Can time-travellers use TOTP codes?


Imagine, just for a moment, you and your friends decide to travel in time. In order to make sure you can authenticate your communications with each other, you set up a shared Time-based One Time Password (TOTP).

The TOTP algorithm uses a Hash-based Message Authentication Code (HMAC). The hash is calculated from a shared key and a time-based component.

The key is a short string of characters. The time-based component is calculated as the number of seconds between now and the Unix Epoch. When is the Unix Epoch? 00:00:00 UTC on Thursday, 1 January 19700. It has been roughly 1.7 billion seconds since then. 64 bit computer systems can count up for another 290 billion years1. So chrononauts journeying to the future should be fine.

But what about people travelling backwards? You and your friends want to go and see The Beatles perform in 1966. That's before 1970. So the time-based component will be a negative number.

I've tried a bunch of different TOTP generators and fed them a variety of negative numbers. They all crashed.

So, no. TOTP doesn't work for anyone travelling backwards in the 4th dimension. Pity.

Is there a serious point to this? Well, sort of.
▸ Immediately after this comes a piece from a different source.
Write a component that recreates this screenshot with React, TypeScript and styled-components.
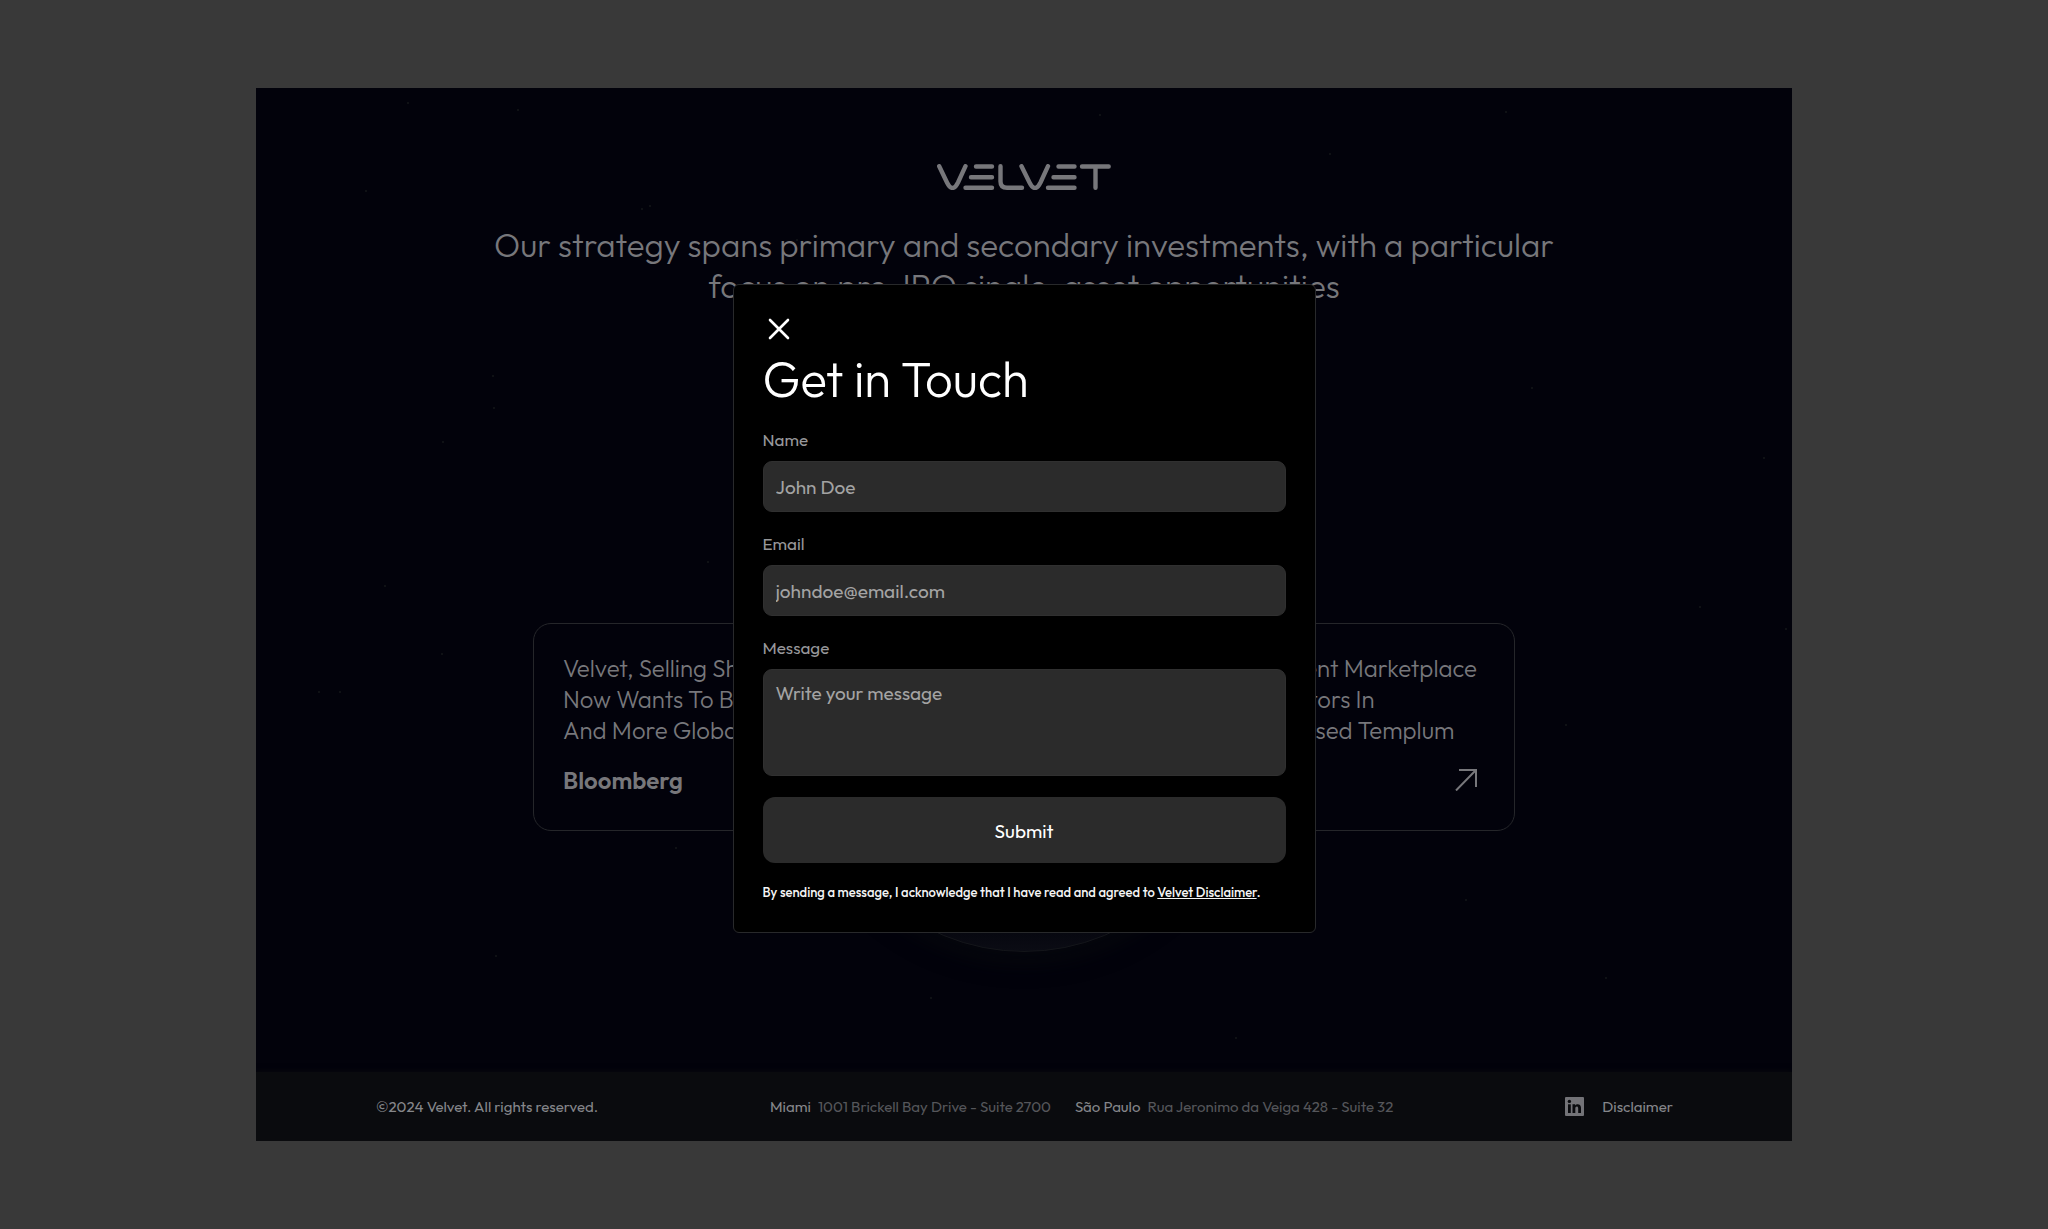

Negative time is an unexpected input and leads to unusual behaviours. Could a crash in HMAC generation lead to an exploit?

Standards get used in all sorts of places - including retrospectively. Should standards writers specifically account for inputs which occur in the past?

How should computers deal with "preposterous" times?

What other common security tools fail if they're subjected to time-travel?

Which Beatles concert would you go to in 1966?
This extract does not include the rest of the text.